Estimating drop-out probabilities in forensic DNA samples: a simulation approach to evaluate different models

Allele drop-out is a well known phenomenon that is primarily caused by the stochastic effects associated with low quantity or low quality DNA samples. Recently, new interpretation models that employ the use of logistic regression have been utilised in order to estimate the probability of drop-out. The model parameters are estimated using profiles from samples of extracted DNA diluted to low template levels in order to induce drop-out. However, we propose that this approach is over-simplistic, because several sources of variability are not taken into account in this generalised model. For example, in real-life, small (discrete) crime-stains are analysed where cells are (or were) intact. The integrity of the paired chromosomes of the diploid cell is preserved.
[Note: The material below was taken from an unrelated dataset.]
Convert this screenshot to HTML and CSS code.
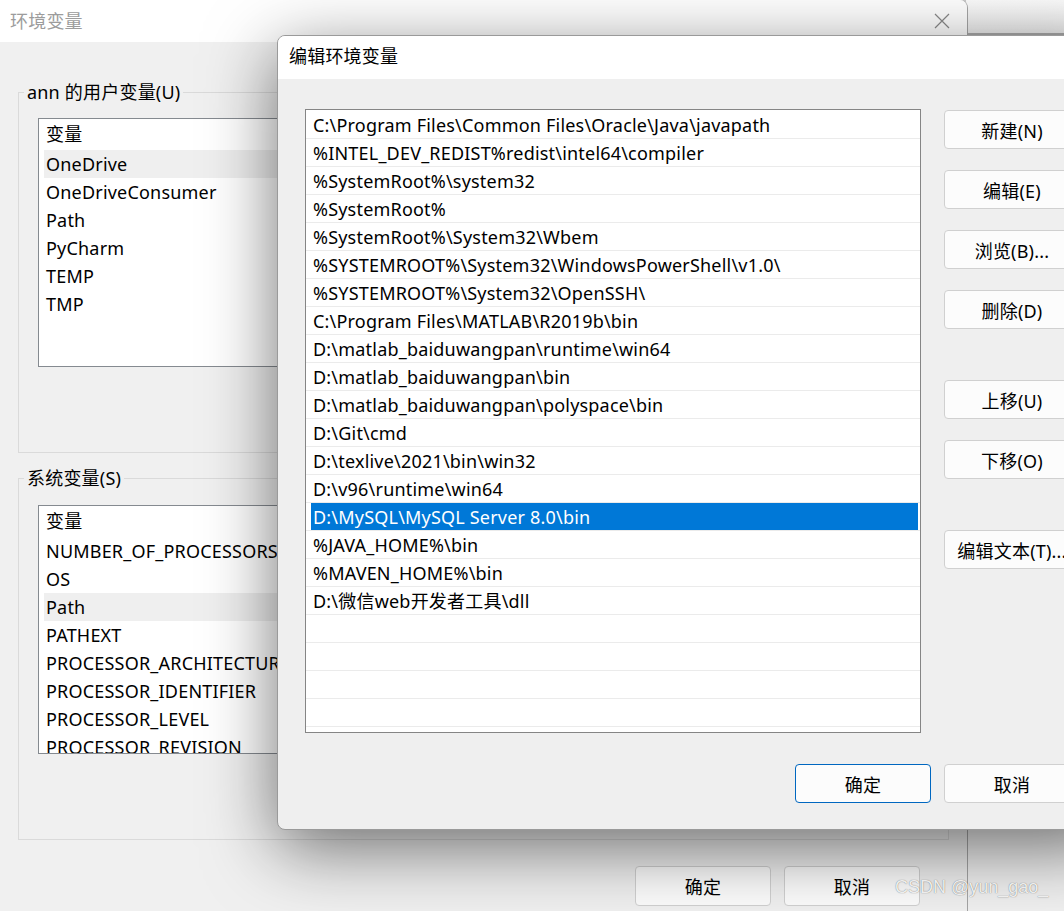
FILE: index.html
```html
<!DOCTYPE html>
<html lang="zh-CN">
<head>
   <meta charset="UTF-8">
   <title>编辑环境变量</title>
   <link rel="stylesheet" href="styles.css">
</head>
<body>
<div class="desktop">

   <!-- окно сзади справа -->
   <div class="win far-win">
      <div class="far-title"></div>
   </div>

   <!-- 环境变量 -->
   <div class="win env-win">
      <div class="titlebar env-title">
         <span class="title">环境变量</span>
         <svg class="close" width="16" height="16" viewBox="0 0 16 16">
            <path d="M1 1 L15 15 M15 1 L1 15" stroke="#8a8a8a" stroke-width="1.2" fill="none"/>
         </svg>
      </div>

      <fieldset class="group user-group">
         <legend>ann 的用户变量(U)</legend>
         <div class="varlist">
            <div class="var-head">变量</div>
            <div class="var-row sel">OneDrive</div>
            <div class="var-row">OneDriveConsumer</div>
            <div class="var-row">Path</div>
            <div class="var-row">PyCharm</div>
            <div class="var-row">TEMP</div>
            <div class="var-row">TMP</div>
         </div>
      </fieldset>

      <fieldset class="group sys-group">
         <legend>系统变量(S)</legend>
         <div class="varlist">
            <div class="var-head">变量</div>
            <div class="var-row">NUMBER_OF_PROCESSORS</div>
            <div class="var-row">OS</div>
            <div class="var-row sel">Path</div>
            <div class="var-row">PATHEXT</div>
            <div class="var-row">PROCESSOR_ARCHITECTURE</div>
            <div class="var-row">PROCESSOR_IDENTIFIER</div>
            <div class="var-row">PROCESSOR_LEVEL</div>
            <div class="var-row">PROCESSOR_REVISION</div>
         </div>
      </fieldset>

      <div class="env-footer">
         <button class="btn">确定</button>
         <button class="btn">取消</button>
      </div>
   </div>

   <!-- 编辑环境变量 -->
   <div class="win edit-win">
      <div class="titlebar edit-title">编辑环境变量</div>

      <div class="edit-body">
         <div class="path-list">
            <div class="path-row"><span>C:\Program Files\Common Files\Oracle\Java\javapath</span></div>
            <div class="path-row"><span>%INTEL_DEV_REDIST%redist\intel64\compiler</span></div>
            <div class="path-row"><span>%SystemRoot%\system32</span></div>
            <div class="path-row"><span>%SystemRoot%</span></div>
            <div class="path-row"><span>%SystemRoot%\System32\Wbem</span></div>
            <div class="path-row"><span>%SYSTEMROOT%\System32\WindowsPowerShell\v1.0\</span></div>
            <div class="path-row"><span>%SYSTEMROOT%\System32\OpenSSH\</span></div>
            <div class="path-row"><span>C:\Program Files\MATLAB\R2019b\bin</span></div>
            <div class="path-row"><span>D:\matlab_baiduwangpan\runtime\win64</span></div>
            <div class="path-row"><span>D:\matlab_baiduwangpan\bin</span></div>
            <div class="path-row"><span>D:\matlab_baiduwangpan\polyspace\bin</span></div>
            <div class="path-row"><span>D:\Git\cmd</span></div>
            <div class="path-row"><span>D:\texlive\2021\bin\win32</span></div>
            <div class="path-row"><span>D:\v96\runtime\win64</span></div>
            <div class="path-row sel"><span>D:\MySQL\MySQL Server 8.0\bin</span></div>
            <div class="path-row"><span>%JAVA_HOME%\bin</span></div>
            <div class="path-row"><span>%MAVEN_HOME%\bin</span></div>
            <div class="path-row"><span>D:\微信web开发者工具\dll</span></div>
            <div class="path-row"><span></span></div>
            <div class="path-row"><span></span></div>
            <div class="path-row"><span></span></div>
            <div class="path-row"><span></span></div>
            <div class="path-row"><span></span></div>
         </div>

         <div class="side-btns">
            <button class="btn">新建(N)</button>
            <button class="btn">编辑(E)</button>
            <button class="btn">浏览(B)...</button>
            <button class="btn">删除(D)</button>
            <button class="btn push">上移(U)</button>
            <button class="btn">下移(O)</button>
            <button class="btn push">编辑文本(T)...</button>
         </div>
      </div>

      <div class="edit-footer">
         <button class="btn default">确定</button>
         <button class="btn">取消</button>
      </div>
   </div>

   <div class="watermark">CSDN @yun_gao_</div>
</div>
</body>
</html>
```

FILE: styles.css
```css
* {
   box-sizing: border-box;
}

body {
   margin: 0;
   font-family: "Noto Sans", "Noto Sans CJK SC", sans-serif;
   font-size: 18px;
   letter-spacing: 0.2px;
   color: #000;
   background: #c9c9c9;
}

.desktop {
   position: relative;
   width: 1064px;
   height: 911px;
   overflow: hidden;
}

.win {
   position: absolute;
   background: #f0f0f0;
}

/* окно за всеми */
.far-win {
   left: 966px;
   top: 0;
   width: 200px;
   height: 911px;
   border-top-left-radius: 8px;
}

.far-title {
   height: 35px;
   background: linear-gradient(#fbfbfb, #ececec);
   border-bottom: 2px solid #a9a9a9;
}

/* 环境变量 */
.env-win {
   left: 0;
   top: 0;
   width: 968px;
   height: 940px;
   border-right: 1px solid #a5a5a5;
   border-top-right-radius: 8px;
   overflow: hidden;
}

.titlebar {
   background: #fff;
}

.env-title {
   height: 42px;
   display: flex;
   align-items: center;
   justify-content: space-between;
   padding: 0 17px 0 10px;
}

.env-title .title {
   color: #9c9c9c;
   line-height: 24px;
}

.group {
   margin: 0 0 0 18px;
   width: 931px;
   padding: 14px 19px 0;
   border: 1px solid #dadada;
}

.group legend {
   margin-left: -14px;
   padding: 0 3px;
   line-height: 24px;
}

.user-group {
   margin-top: 38px;
   height: 373px;
}

.sys-group {
   margin-top: 13px;
   height: 374px;
   padding-top: 15px;
}

.varlist {
   width: 890px;
   height: 249px;
   background: #fff;
   border: 1px solid #858a90;
   overflow: hidden;
}

.var-head {
   height: 31px;
   line-height: 31px;
   padding-left: 7px;
}

.var-row {
   height: 28px;
   line-height: 28px;
   margin-left: 5px;
   padding-left: 2px;
   white-space: nowrap;
}

.var-row.sel {
   background: #efefef;
}

.env-footer {
   display: flex;
   justify-content: flex-end;
   gap: 13px;
   margin-top: 26px;
   padding-right: 47px;
}

.btn {
   width: 136px;
   height: 40px;
   border: 1px solid #d0d0d0;
   border-radius: 4px;
   background: #fcfcfc;
   font: inherit;
   letter-spacing: inherit;
   color: #000;
   padding: 0;
   white-space: nowrap;
}

/* 编辑环境变量 */
.edit-win {
   left: 277px;
   top: 35px;
   width: 840px;
   height: 795px;
   border: 1px solid #9a9a9a;
   border-radius: 8px;
   background: #efefef;
   box-shadow: 0 18px 70px rgba(0, 0, 0, 0.55);
   overflow: hidden;
}

.edit-title {
   height: 43px;
   line-height: 41px;
   padding-left: 11px;
}

.edit-body {
   display: flex;
   gap: 23px;
   padding: 30px 0 0 27px;
}

.path-list {
   width: 616px;
   height: 624px;
   flex-shrink: 0;
   padding-top: 1px;
   background: #fff;
   border: 1px solid #858585;
   overflow: hidden;
}

.path-row {
   height: 28px;
   border-bottom: 1px solid #ebebeb;
   white-space: nowrap;
}

.path-row span {
   display: block;
   height: 27px;
   line-height: 29px;
   margin: 0 2px 0 5px;
   padding-left: 2px;
}

.path-row.sel span {
   background: #0078d7;
   color: #fff;
}

.side-btns {
   display: flex;
   flex-direction: column;
   gap: 21px;
   padding-top: 1px;
}

.side-btns .btn {
   height: 39px;
}

.side-btns .push {
   margin-top: 30px;
}

.edit-footer {
   display: flex;
   gap: 13px;
   margin-top: 31px;
   padding-left: 517px;
}

.edit-footer .btn {
   height: 39px;
}

.btn.default {
   border-color: #0067c0;
}

.watermark {
   position: absolute;
   left: 895px;
   top: 877px;
   font-family: "Liberation Sans", Arial, sans-serif;
   font-size: 18px;
   letter-spacing: 0;
   color: rgba(255, 255, 255, 0.9);
   text-shadow: 0 0 1px rgba(0, 0, 0, 0.6);
}
```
In extracted DNA that is diluted to low template levels, we argue that the paired-chromosome integrity is lost. This directly affects the outcome of the logistic model. To date, current experimentation procedures are more akin to haploid cells and thus, different logistic models are needed for haploid and diploid cells. In order to simplify the methodology to estimate the multiple logistic regressions, we propose the use of a simulation model of the entire process associated with the analysis of STR loci, as a supplement to the purely experimental approach to support the validation of new methods. We illustrate with an evaluation of some features of the logistic model proposed by Gill et al., 2009 [12] and discuss alternative models.